-- WHAT IS REQUIRED --
Exactly as written, quote every line that follows, skipping the images.

# LISTING start

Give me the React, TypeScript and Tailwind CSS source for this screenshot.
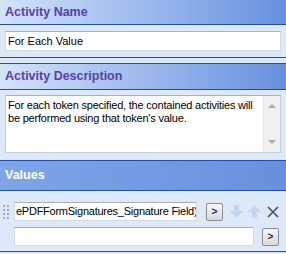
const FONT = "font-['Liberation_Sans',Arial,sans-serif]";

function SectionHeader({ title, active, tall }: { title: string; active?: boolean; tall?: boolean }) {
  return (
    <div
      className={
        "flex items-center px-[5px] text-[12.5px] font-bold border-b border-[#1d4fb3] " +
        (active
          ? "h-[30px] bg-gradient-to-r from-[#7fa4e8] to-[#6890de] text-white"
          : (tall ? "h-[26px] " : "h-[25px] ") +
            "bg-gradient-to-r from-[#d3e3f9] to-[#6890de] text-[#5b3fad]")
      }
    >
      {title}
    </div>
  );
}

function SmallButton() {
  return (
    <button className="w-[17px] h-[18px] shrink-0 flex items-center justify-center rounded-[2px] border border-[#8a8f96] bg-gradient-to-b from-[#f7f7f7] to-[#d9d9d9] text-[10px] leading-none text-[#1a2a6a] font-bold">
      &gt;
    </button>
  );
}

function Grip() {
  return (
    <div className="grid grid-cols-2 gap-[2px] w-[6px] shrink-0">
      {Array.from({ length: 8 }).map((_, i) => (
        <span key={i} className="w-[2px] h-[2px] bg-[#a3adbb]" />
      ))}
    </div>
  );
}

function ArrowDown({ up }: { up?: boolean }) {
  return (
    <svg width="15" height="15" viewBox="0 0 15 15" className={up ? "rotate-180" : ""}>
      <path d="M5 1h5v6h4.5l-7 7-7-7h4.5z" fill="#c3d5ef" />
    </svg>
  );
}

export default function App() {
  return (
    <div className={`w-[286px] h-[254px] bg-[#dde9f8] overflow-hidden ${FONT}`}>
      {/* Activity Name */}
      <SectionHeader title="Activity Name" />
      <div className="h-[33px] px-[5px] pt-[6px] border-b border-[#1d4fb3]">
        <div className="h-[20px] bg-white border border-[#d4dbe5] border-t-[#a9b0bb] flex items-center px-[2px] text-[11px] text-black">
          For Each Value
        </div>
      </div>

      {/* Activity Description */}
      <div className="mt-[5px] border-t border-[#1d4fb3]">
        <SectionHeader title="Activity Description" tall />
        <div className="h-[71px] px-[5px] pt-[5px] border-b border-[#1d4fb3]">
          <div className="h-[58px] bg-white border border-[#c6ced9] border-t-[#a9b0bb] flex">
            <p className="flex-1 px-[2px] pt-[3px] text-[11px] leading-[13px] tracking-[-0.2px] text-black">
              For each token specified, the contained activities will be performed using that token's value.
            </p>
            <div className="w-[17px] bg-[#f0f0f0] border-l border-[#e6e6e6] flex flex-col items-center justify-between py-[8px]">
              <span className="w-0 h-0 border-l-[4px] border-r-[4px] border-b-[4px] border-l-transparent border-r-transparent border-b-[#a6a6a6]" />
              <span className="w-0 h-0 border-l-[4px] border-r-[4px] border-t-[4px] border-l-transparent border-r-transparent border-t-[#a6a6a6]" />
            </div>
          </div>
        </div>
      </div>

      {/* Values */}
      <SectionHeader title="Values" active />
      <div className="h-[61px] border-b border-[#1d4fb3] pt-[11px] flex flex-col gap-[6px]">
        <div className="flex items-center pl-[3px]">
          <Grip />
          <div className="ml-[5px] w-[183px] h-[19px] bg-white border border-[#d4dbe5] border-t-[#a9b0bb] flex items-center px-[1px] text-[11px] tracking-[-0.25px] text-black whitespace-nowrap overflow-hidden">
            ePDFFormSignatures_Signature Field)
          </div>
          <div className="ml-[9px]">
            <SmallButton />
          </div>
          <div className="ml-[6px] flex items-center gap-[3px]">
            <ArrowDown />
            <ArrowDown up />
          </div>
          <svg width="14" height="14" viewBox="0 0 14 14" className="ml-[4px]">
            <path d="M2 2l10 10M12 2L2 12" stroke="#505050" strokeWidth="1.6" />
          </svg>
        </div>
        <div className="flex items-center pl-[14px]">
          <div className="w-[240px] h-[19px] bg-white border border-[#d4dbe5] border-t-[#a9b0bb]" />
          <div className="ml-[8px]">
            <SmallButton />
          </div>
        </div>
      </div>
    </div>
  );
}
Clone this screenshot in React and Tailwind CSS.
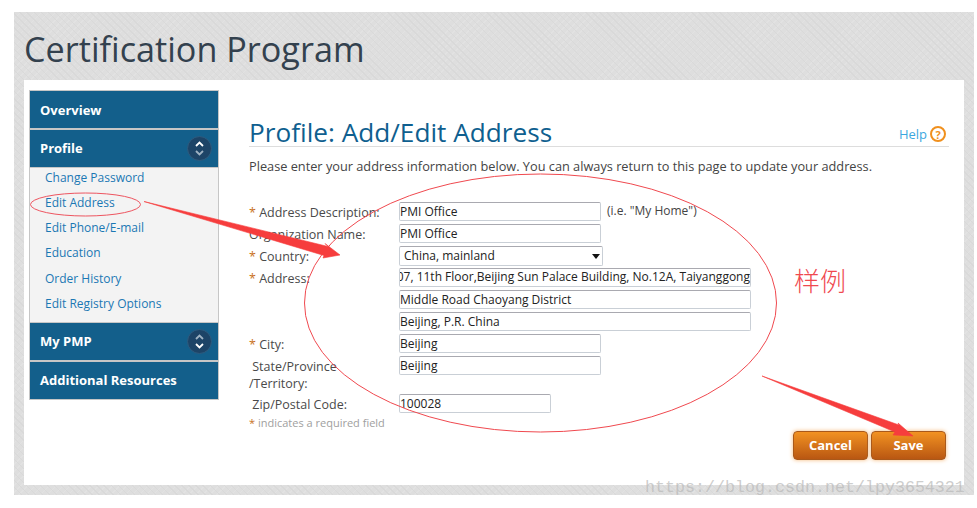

# LISTING end

-- FINAL ANSWER --
Give me the React, TypeScript and Tailwind CSS source for this screenshot.
const FONT = "font-['Liberation_Sans',Arial,sans-serif]";

function SectionHeader({ title, active, tall }: { title: string; active?: boolean; tall?: boolean }) {
  return (
    <div
      className={
        "flex items-center px-[5px] text-[12.5px] font-bold border-b border-[#1d4fb3] " +
        (active
          ? "h-[30px] bg-gradient-to-r from-[#7fa4e8] to-[#6890de] text-white"
          : (tall ? "h-[26px] " : "h-[25px] ") +
            "bg-gradient-to-r from-[#d3e3f9] to-[#6890de] text-[#5b3fad]")
      }
    >
      {title}
    </div>
  );
}

function SmallButton() {
  return (
    <button className="w-[17px] h-[18px] shrink-0 flex items-center justify-center rounded-[2px] border border-[#8a8f96] bg-gradient-to-b from-[#f7f7f7] to-[#d9d9d9] text-[10px] leading-none text-[#1a2a6a] font-bold">
      &gt;
    </button>
  );
}

function Grip() {
  return (
    <div className="grid grid-cols-2 gap-[2px] w-[6px] shrink-0">
      {Array.from({ length: 8 }).map((_, i) => (
        <span key={i} className="w-[2px] h-[2px] bg-[#a3adbb]" />
      ))}
    </div>
  );
}

function ArrowDown({ up }: { up?: boolean }) {
  return (
    <svg width="15" height="15" viewBox="0 0 15 15" className={up ? "rotate-180" : ""}>
      <path d="M5 1h5v6h4.5l-7 7-7-7h4.5z" fill="#c3d5ef" />
    </svg>
  );
}

export default function App() {
  return (
    <div className={`w-[286px] h-[254px] bg-[#dde9f8] overflow-hidden ${FONT}`}>
      {/* Activity Name */}
      <SectionHeader title="Activity Name" />
      <div className="h-[33px] px-[5px] pt-[6px] border-b border-[#1d4fb3]">
        <div className="h-[20px] bg-white border border-[#d4dbe5] border-t-[#a9b0bb] flex items-center px-[2px] text-[11px] text-black">
          For Each Value
        </div>
      </div>

      {/* Activity Description */}
      <div className="mt-[5px] border-t border-[#1d4fb3]">
        <SectionHeader title="Activity Description" tall />
        <div className="h-[71px] px-[5px] pt-[5px] border-b border-[#1d4fb3]">
          <div className="h-[58px] bg-white border border-[#c6ced9] border-t-[#a9b0bb] flex">
            <p className="flex-1 px-[2px] pt-[3px] text-[11px] leading-[13px] tracking-[-0.2px] text-black">
              For each token specified, the contained activities will be performed using that token's value.
            </p>
            <div className="w-[17px] bg-[#f0f0f0] border-l border-[#e6e6e6] flex flex-col items-center justify-between py-[8px]">
              <span className="w-0 h-0 border-l-[4px] border-r-[4px] border-b-[4px] border-l-transparent border-r-transparent border-b-[#a6a6a6]" />
              <span className="w-0 h-0 border-l-[4px] border-r-[4px] border-t-[4px] border-l-transparent border-r-transparent border-t-[#a6a6a6]" />
            </div>
          </div>
        </div>
      </div>

      {/* Values */}
      <SectionHeader title="Values" active />
      <div className="h-[61px] border-b border-[#1d4fb3] pt-[11px] flex flex-col gap-[6px]">
        <div className="flex items-center pl-[3px]">
          <Grip />
          <div className="ml-[5px] w-[183px] h-[19px] bg-white border border-[#d4dbe5] border-t-[#a9b0bb] flex items-center px-[1px] text-[11px] tracking-[-0.25px] text-black whitespace-nowrap overflow-hidden">
            ePDFFormSignatures_Signature Field)
          </div>
          <div className="ml-[9px]">
            <SmallButton />
          </div>
          <div className="ml-[6px] flex items-center gap-[3px]">
            <ArrowDown />
            <ArrowDown up />
          </div>
          <svg width="14" height="14" viewBox="0 0 14 14" className="ml-[4px]">
            <path d="M2 2l10 10M12 2L2 12" stroke="#505050" strokeWidth="1.6" />
          </svg>
        </div>
        <div className="flex items-center pl-[14px]">
          <div className="w-[240px] h-[19px] bg-white border border-[#d4dbe5] border-t-[#a9b0bb]" />
          <div className="ml-[8px]">
            <SmallButton />
          </div>
        </div>
      </div>
    </div>
  );
}
Clone this screenshot in React and Tailwind CSS.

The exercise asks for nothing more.